A: I think people are going to look for safe havens. In recent months, we have seen the safe haven be the dollar itself. That is partly because there are lack of alternatives. I think the dollar faces big challenges later this year when it becomes clear that the US recovery is very weak indeed.

It is equity markets that will start to feel the challenge. US treasuries and indeed bond markets elsewhere will become the safe haven. So, what we have is the realization that in the advanced economies in the West we have a prolonged period of economic weakness and austerity, weak or below-trend growth, rising unemployment, social problems, and political tensions. The debt crisis is the only real way to reduce the big budget deficit as in Greece and America. If we don't have strong economic growth, then the budget deficit problem continues to fester.

Q: How do you see the US economy panning out? Will the confidence one saw in the latter half of 2009 re-emerge or do you see the markets not at all returning to the highs of 2009?

A: A realty check is inevitable in the west particularly in the US. Strong US growth driven primarily by the policy stimulus will continue to post revenue growth in the first half of this year. The reality though is that later this year private sector demand may not take up the slack that point to a prolonged period of low interest rates in the US. The Fed cannot even contemplate increasing rates this year or next year and maybe not even be able to do that the year after that. The Obama administration may have to think about another fiscal boost later this year. The bond market and international investors don't want the bond boost to come in. The reality is that the US economy faces a weak below trend growth. International investors have to remember that after a period of boom which is driven by credit and debt you need a period of austerity.

Q: Where does this weakness in western markets or western economics leave commodities? Do they get cheaper because of weak global growth?
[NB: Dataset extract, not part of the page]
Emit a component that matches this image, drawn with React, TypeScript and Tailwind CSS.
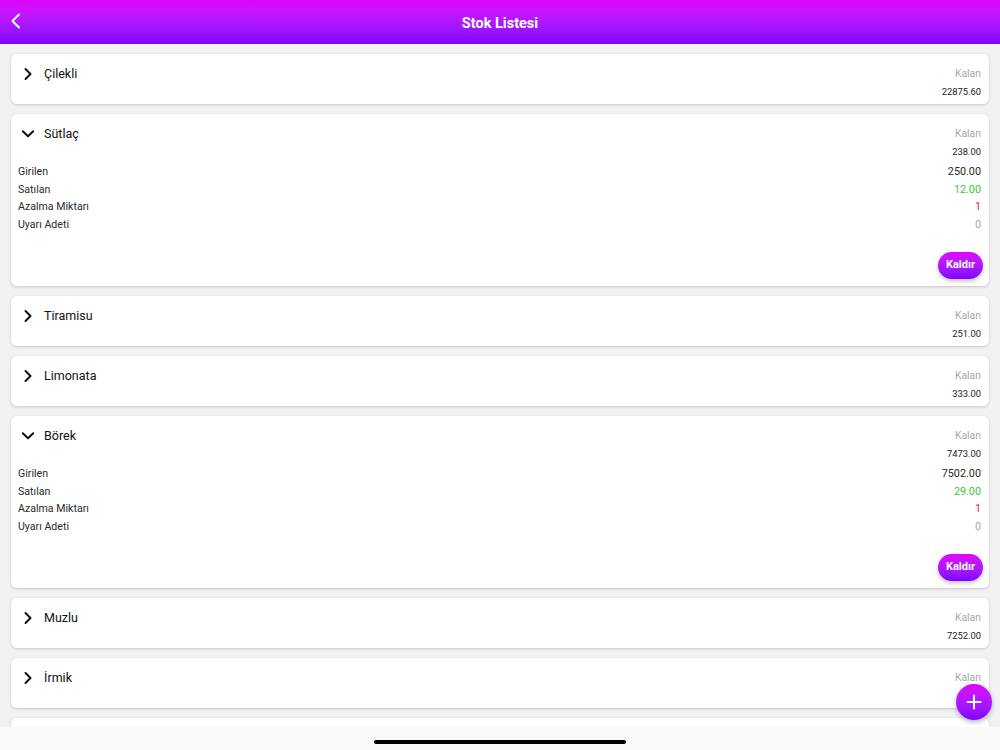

A: The real story here is the shift in the balance of economic and financial power and the new world order even though emerging economies can't boom or outperform if the West is not booming. It really depend on the strength of growth in those emerging economies. We need to see more domestically driven growth in the likes of China, India, Indonesia and elsewhere. Commodity prices will trend a longer-term up and one should expect to see increased volatility particularly in commodity markets through the course of this year.

Q: The dollar index has current risen to 80. Do you see it going to 74 or even lower? How do you see the rupee panning out in 2010?

A: The reality is that currencies don't move in the same direction all of the time. What we have seen recently is that this is a reassessment or risk aversion. The dollar has rallied on that safe heaven flow. As we move through the second-half of this year, one would see a reverse of that and the dollar then underperforming and the rupee and the number of other emerging economies and currencies outperforming. But in the very near-term, risk aversion concerns and worries about the growth picture have given the dollar a bounce which could continue. This would not continue for ever and is not sustainable.